VERDIEPING II: STILTE IS KENNISMAKEN MET JEZELF
Nadat zijn zonen Nadaw en Awihoe waren gestorven omdat ze te dicht bij G’d waren genaderd, `zweeg Aharon’ (10:3). Aharon, de eerste koheen gadol, Hogepriester zweeg toen hij met overweldigend persoonlijk leed werd geconfronteerd.
Soms past het ons te zwijgen bij dit soort tragedies. Ik besef terdege dat dit niet voor iedereen geldt maar sommige mensen gaan zich door moeilijke perioden en problemen, realiseren dat er meer is, meer dan alleen deze aardse wereld. We gaan beseffen dat er hogere doelen in het leven zijn, dat er meer is dan alleen het direct waarneembare. Iedereen reageert verschillend.
Stilte kan leiden tot contact met ons ware ik, ons echte innerlijk. We worden te vaak te veel afgeleid door alles om ons heen. Een moment van rust betrekt ons weer op onze eigen innerlijke wereld, die absoluut de moeite waard is.
STUKJE TEFILLA: OCHTENDGEBED.
ELOKAJ NESJAMA – is een dankberacha voor de ziel.
Wij danken G’d omdat
- Verbondenheid. Het een wonder is hoe ziel en lichaam verbonden zijn. Gelijk G’d Zich met de wereld verbindt, is de ziel met het lichaam verbonden.
- Reinheid: onze ziel niet zondig is maar rein geboren wordt zonder erfzonde. Onze taak is onze ziel rein te houden.
- Autonoom bestaan: wij beseffen, dat onze ziel niet het product is van onze hersenen maar door G’d gegeven is.

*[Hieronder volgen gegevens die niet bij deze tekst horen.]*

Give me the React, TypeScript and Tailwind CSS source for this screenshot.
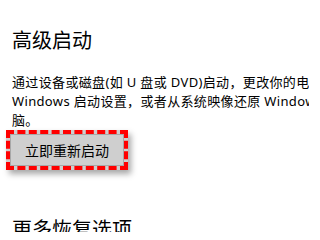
import React from "react";

export default function App() {
  return (
    <div
      className="w-[309px] h-[232px] overflow-hidden bg-white pl-[12px] text-black"
      style={{ fontFamily: '"Noto Sans", "Noto Sans CJK SC", sans-serif' }}
    >
      <h2 className="pt-[28px] text-[20px] leading-[26px] font-normal whitespace-nowrap">高级启动</h2>
      <div className="mt-[19px] text-[13px] leading-[19px] whitespace-nowrap tracking-[0.35px]">
        <p>通过设备或磁盘(如 U 盘或 DVD)启动，更改你的电脑的固件设置，更改</p>
        <p>Windows 启动设置，或者从系统映像还原 Windows。这将重新启动电</p>
        <p>脑。</p>
      </div>
      <div className="ml-[-6px] w-[122px] h-[40px] border-4 border-dashed border-[#ff0000] bg-[#cfcfcf] shadow-[3px_4px_6px_rgba(0,0,0,0.35)]">
        <div className="w-full h-full border border-[#a8a8a8] flex items-center justify-center pt-[2px] text-[14px] leading-[18px] whitespace-nowrap">
          立即重新启动
        </div>
      </div>
      <h2 className="mt-[47px] text-[20px] leading-[26px] font-normal whitespace-nowrap">更多恢复选项</h2>
    </div>
  );
}
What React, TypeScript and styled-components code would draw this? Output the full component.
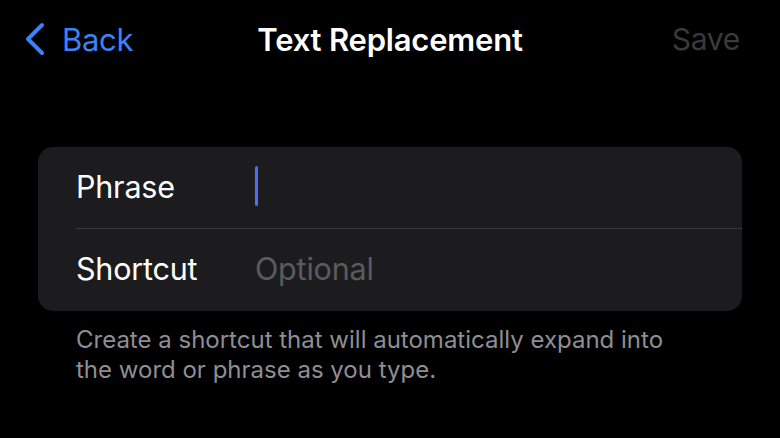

- G’ddelijk: onze nesjama G’ddelijke elementen bevat. Daarzonder hadden we geen `tool’ gehad om contact te maken met het Hogere. Het G’ddelijke is het unieke van de mens.
- Zingeving: wij alleen met onze nesjama zin, betekenis en heiligheid kunnen geven aan ons vergankelijk bestaan.
- Verheffing: wij alleen met onze nesjama ons aardse bestaan in contact kunnen brengen met het Hogere.
- Eeuwigheid: wij ook voortbestaan na het vergaan van het lichaam. Bij de herleving van de doden zal de ziel weer in een aards omhulsel terugkeren.